Officers of the Polk County Sheriff’s Department responded this week to a construction site in Davenport, Florida, after they received reports of the death of a worker there, WOFL-TV reported.
Upon arrival, officers reported finding the body of an employee identified as Jose Lopez. He had apparently been inspecting or repairing the mechanism of a front-end loading bucket tractor when his head was crushed between the frame and the bucket of the tractor.
A police report says officers questioned a site worker named Angel Bautista Martinez, 29, who said he was nowhere near the tractor when Lopez was killed. However, officers observed blood on Martinez’s pants and investigated his story further.
Other employees reported seeing Martinez working on the tractor with the deceased man. Some said Martinez was in the tractor’s cab running the machine. Martinez has also reportedly been a regular operator of the tractor, the investigators said.
Officers arrested Martinez and charged him in the death of his fellow worker. He was initially charged with second-degree manslaughter, but prosecutors are likely to upgrade his charges to a first-degree felony because he is in the country illegally.
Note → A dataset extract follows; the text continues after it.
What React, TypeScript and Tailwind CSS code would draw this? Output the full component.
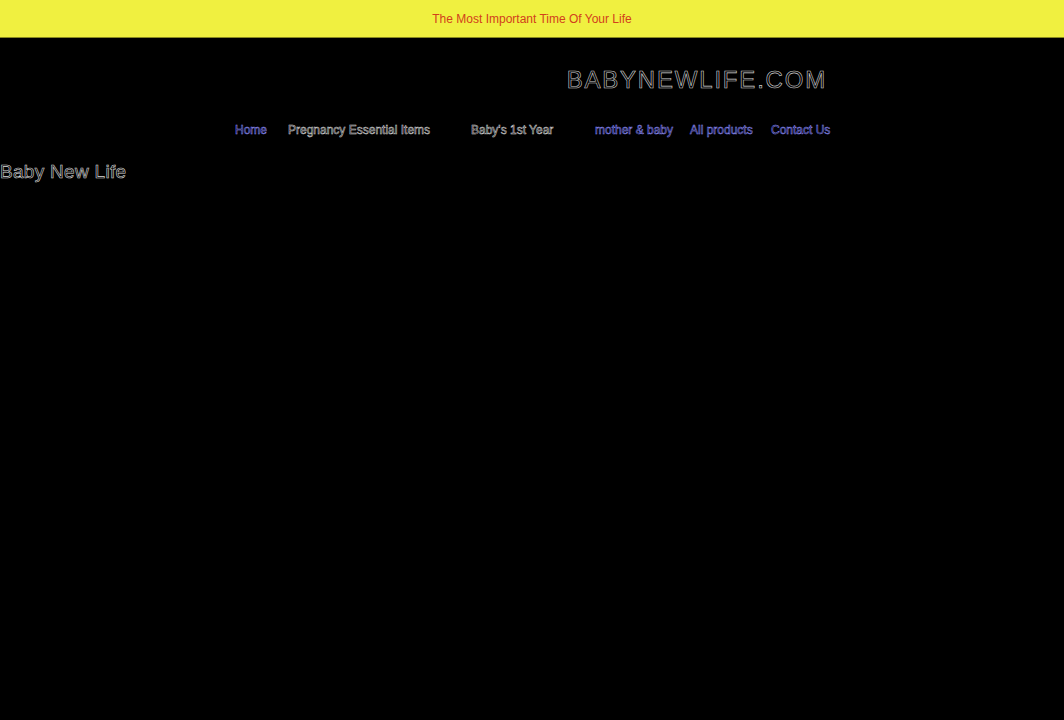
import React from 'react';

const NAV = [
  { label: 'Home', stroke: '[-webkit-text-stroke:0.5px_#8f8fff]', width: 'w-[53px]' },
  { label: 'Pregnancy Essential Items', stroke: '[-webkit-text-stroke:0.5px_#dadada]', width: 'w-[183px]' },
  { label: "Baby's 1st Year", stroke: '[-webkit-text-stroke:0.5px_#dadada]', width: 'w-[124px]' },
  { label: 'mother & baby', stroke: '[-webkit-text-stroke:0.5px_#8f8fff]', width: 'w-[95px]' },
  { label: 'All products', stroke: '[-webkit-text-stroke:0.5px_#8f8fff]', width: 'w-[81px]' },
  { label: 'Contact Us', stroke: '[-webkit-text-stroke:0.5px_#8f8fff]', width: 'w-auto' },
];

export default function App() {
  return (
    <div className="min-h-[720px] bg-black font-['Liberation_Sans',Arial,sans-serif]">
      {/* Announcement bar */}
      <div className="h-[38px] bg-[#f0f040] border-b border-[#8a8a20] flex items-center justify-center">
        <p className="text-[12px] text-[#d2401c]">The Most Important Time Of Your Life</p>
      </div>

      {/* Logo */}
      <div className="flex justify-end pr-[237px] pt-[27px]">
        <h1 className="text-[24px] leading-[30px] tracking-[1.8px] text-transparent [-webkit-text-stroke:0.6px_#d0d0d0]">
          BABYNEWLIFE.COM
        </h1>
      </div>

      {/* Main navigation */}
      <nav className="flex pl-[235px] pt-[28px]">
        {NAV.map((item) => (
          <a
            key={item.label}
            href="#"
            className={`${item.width} text-[12px] leading-[14px] text-transparent ${item.stroke}`}
          >
            {item.label}
          </a>
        ))}
      </nav>

      {/* Site title */}
      <h2 className="mt-[24px] text-[19px] leading-[22px] tracking-[0.3px] text-transparent [-webkit-text-stroke:0.6px_#d8d8d8]">
        Baby New Life
      </h2>
    </div>
  );
}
Along with the state charges, Immigration and Customs Enforcement has also filed a detainer against him in the Polk County Jail.
The death of Jose Lopez is not a lone example of the dangers illegals represent in the workplace. Unfortunately, the numbers of illegal aliens killed on the job — especially in construction — has soared in the last few years after the Biden administration threw our borders wide open to tens of millions of illegal migrants.
Last year, it was reported that illegal aliens made up more than 60 percent of the victims of workplace deaths.
“Foreign-born Hispanic or Latino workers accounted for 63.5 percent (792) of total Hispanic or Latino worker fatalities (1,248),” in 2022, according to a December release by the Bureau of Labor Statistics. “Fatalities in the construction industry accounted for 316 [or 40 percent] of the 792 foreign-born Hispanic or Latino worker deaths in 2022.”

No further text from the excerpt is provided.